Hubble Reveals Invisible High-Speed Collision around Supernova 1987A
The highest velocity material expelled in a cataclysmic, stellar explosion 10 years ago has been detected for the first time by the Hubble telescope's imaging spectrograph.
The top image, taken with Hubble's visible-light camera, shows the orange-red rings surrounding Supernova 1987A in the Large Magellanic Cloud. The glowing debris of the supernova explosion, which occurred in February 1987, is at the center of the inner ring. The small, white square indicates the location of the imaging spectrograph aperture. The Hubble data in the middle panel [and a schematic representation in the bottom panel] shows the presence of glowing hydrogen expanding at a speed of 33 million mph (15,000 kilometers per second) coming from an extended area inside the inner ring.
BACKGROUND INFORMATION: STIS REVEALS INVISIBLE HIGH-SPEED COLLISION AROUND SUPERNOVA 1987A
Astronomers have detected the collision of the highest velocity material expelled by the explosion of supernova 1987A with slowly moving gas ejected when the doomed star was a red giant. The discovery was made with the new Space Telescope Imaging Spectrograph (STIS) on the Hubble Space Telescope. SN 1987A, which first appeared in February 1987, is the brightest stellar explosion seen since Kepler observed supernova 1604 AD. SN 1987A is located about 167,000 light-years from Earth in the Large Magellanic Cloud.
Evidence for the high-speed debris from SN 1987A comes from ultraviolet emission of hydrogen produced by its collision with the remains of the mass lost by the pre-supernova star about 20,000 years before the explosion. The STIS data shows the outermost regions of the explosion debris are expanding at a speed of 33 million miles per hour (15,000 kilometers per second).

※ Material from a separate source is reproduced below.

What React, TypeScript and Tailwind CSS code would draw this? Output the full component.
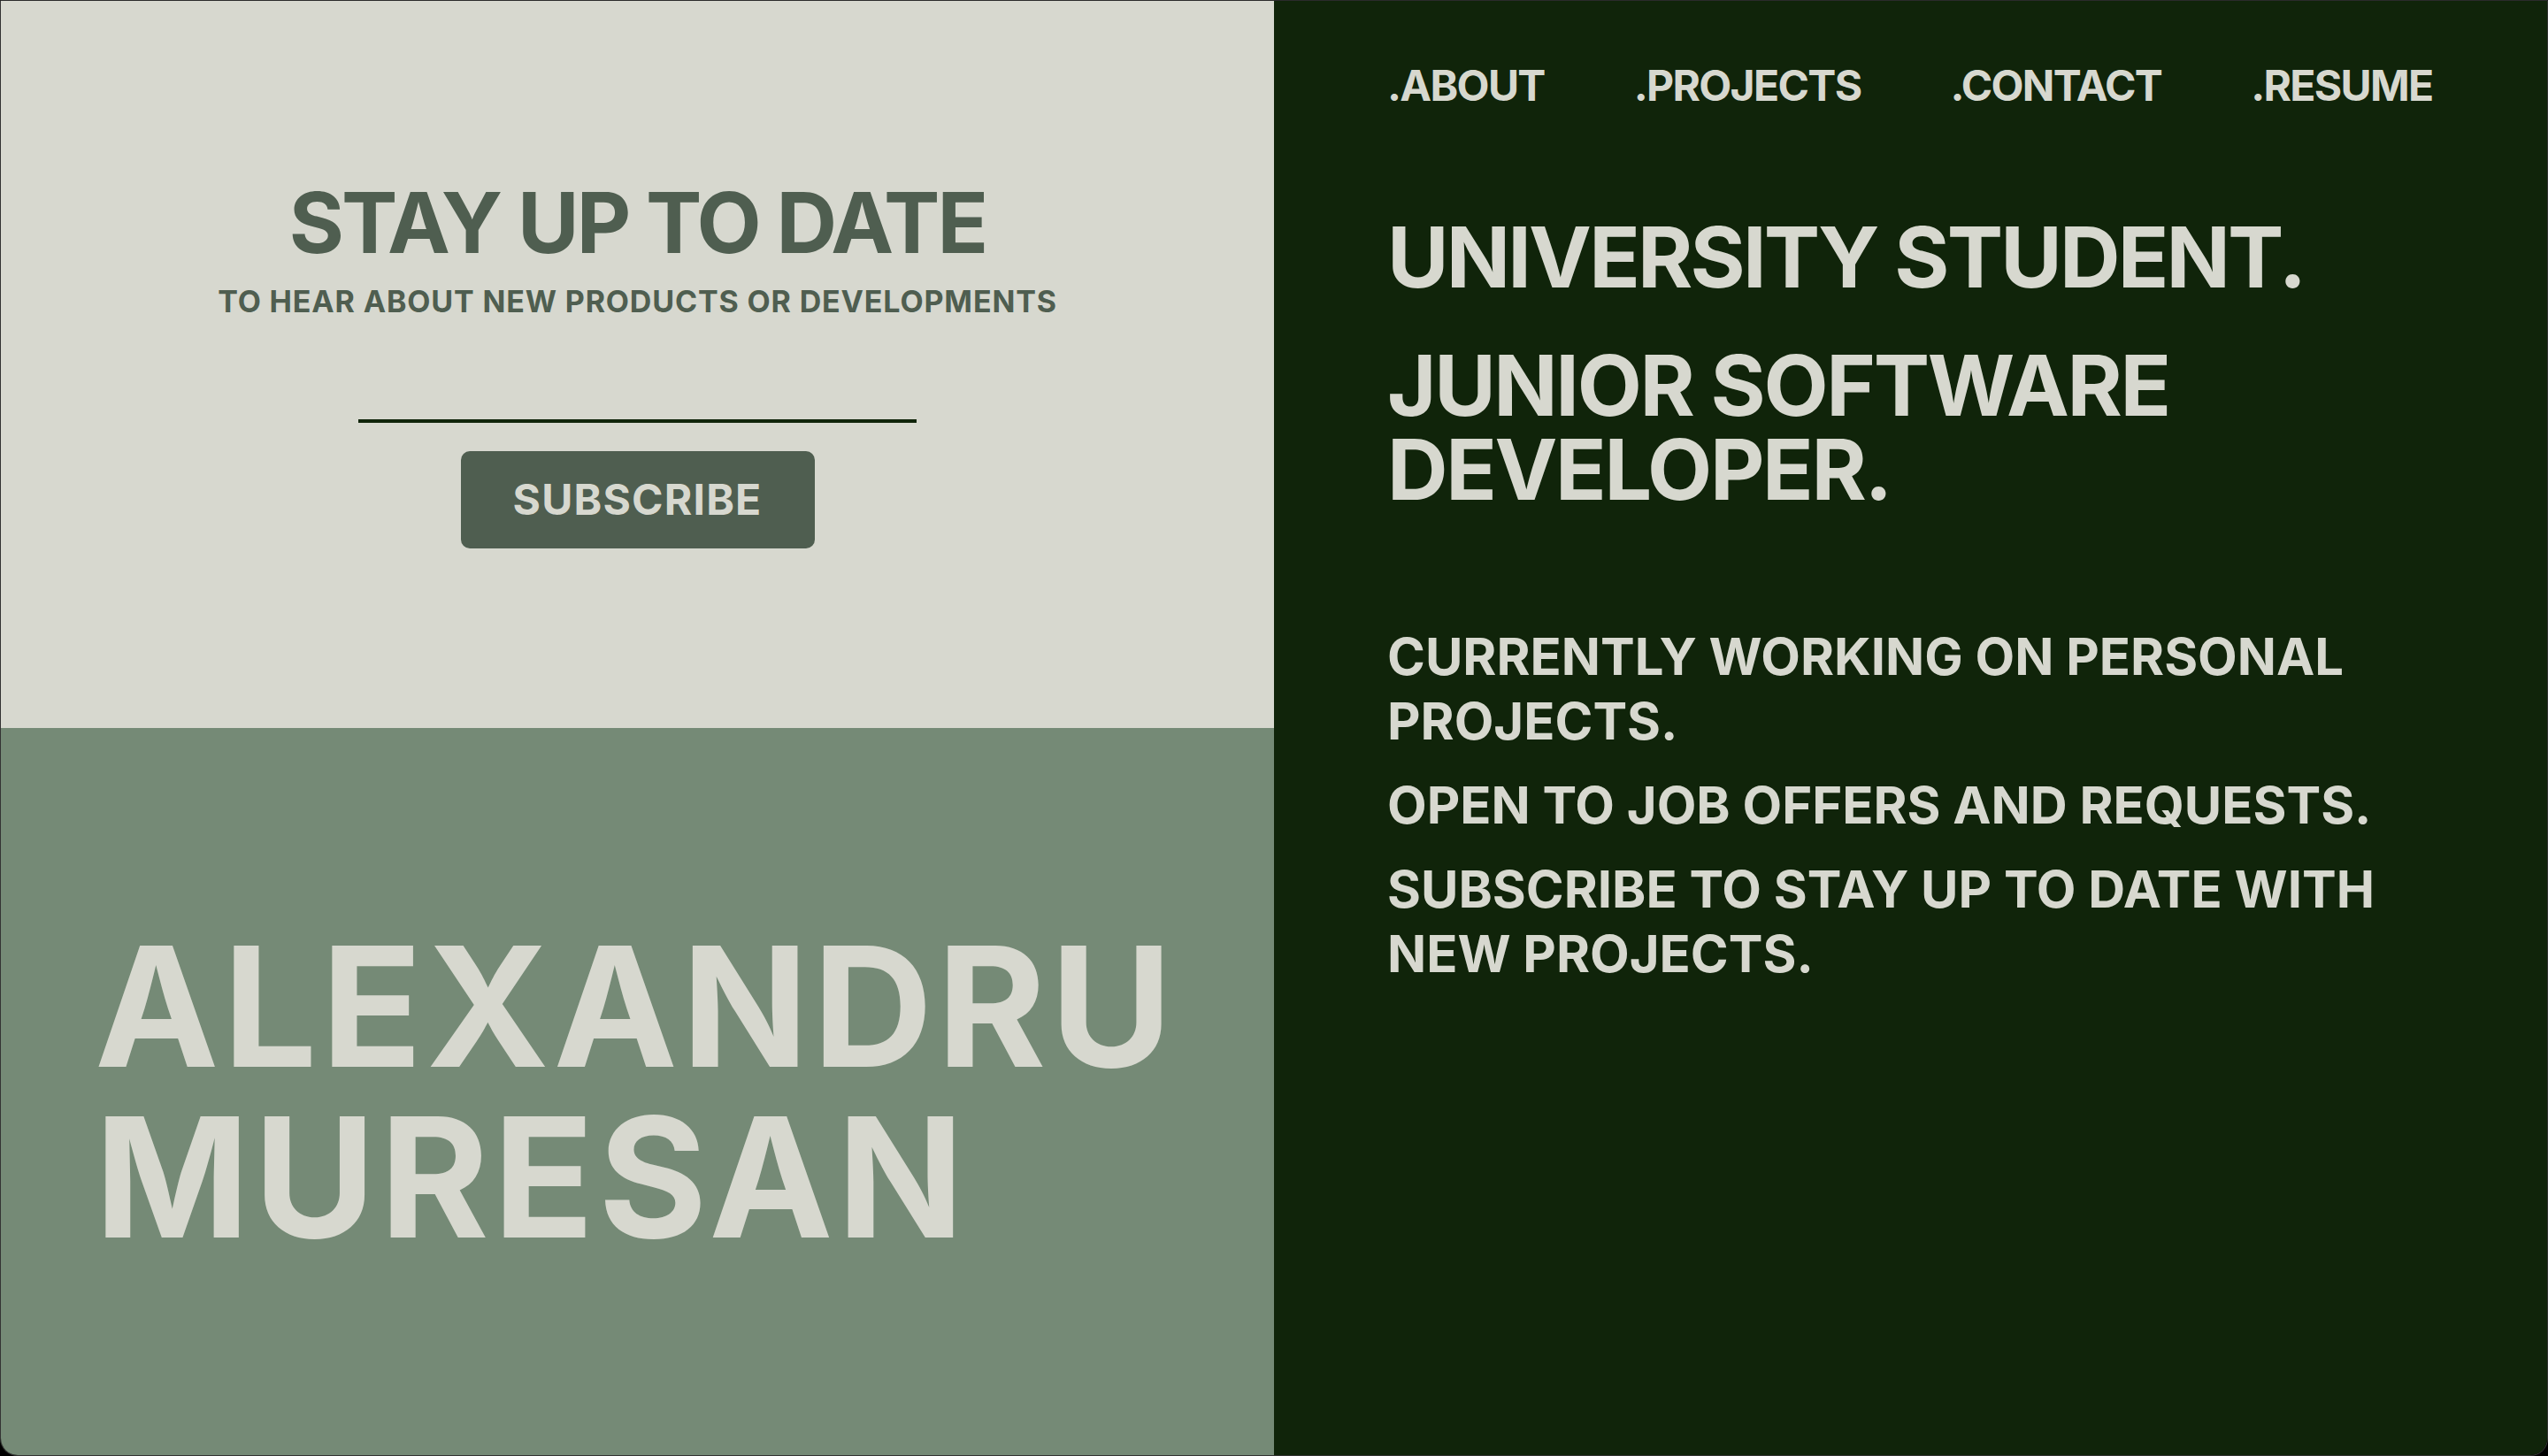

"This is the first time in ten years that astronomers have measured the very fast moving gas ejected by the supernova explosion," said STIS team member George Sonneborn of NASA's Goddard Space Flight Center in Greenbelt, Maryland. "The very tenuous outer layers of the debris became invisible a few days after the explosion and have remained so until now when they were detected by Hubble with the STIS ultraviolet detectors."
By spreading the light into a spectrum, astronomers used STIS to measure the speed with which the glowing gasses are moving toward and away from the Earth. The effect of speed on the spectrum, called the Doppler effect, is also used by patrolmen to measure the velocity of speeding cars.
SN 1987A is surrounded by a dense ring of glowing gas, about 1.2 light-years in diameter, which was formed by the pre-supernova star about 20,000 years ago. The ultraviolet emission detected by STIS is located inside this ring at a distance of about half a light-year from the center of the explosion. The debris is colliding, not with the main ring, but with lower density gas inside the ring.
The collision detected by STIS is probably responsible for the X-ray emission detected from SN 1987A in recent years, but whose location relative to the center of the explosion could not be precisely determined.
The STIS spectrograph viewed an area encompassing the inner ring and supernova debris in far-ultraviolet light, spreading it into a spectrum. The Earth's atmosphere completely blocks ultraviolet radiation from reaching the Earth's surface, hence astronomers can study the ultraviolet universe only from orbiting telescopes.
The STIS spectrum also reveals the presence of emissions from hot gasses (oxygen, nitrogen, and helium) coming from the inner ring itself. The ultraviolet-emitting gas in the ring is very hot, about 50,000 degrees Kelvin.
Astronomers have long awaited evidence of the collision of the supernova debris with its circumstellar material, since the radiation from the collision will help unravel questions about the ring's formation and the evolution of the star before the explosion. The interaction detected by Hubble is a precursor to the primary collision with the main ring, which is now expected to begin about 2005.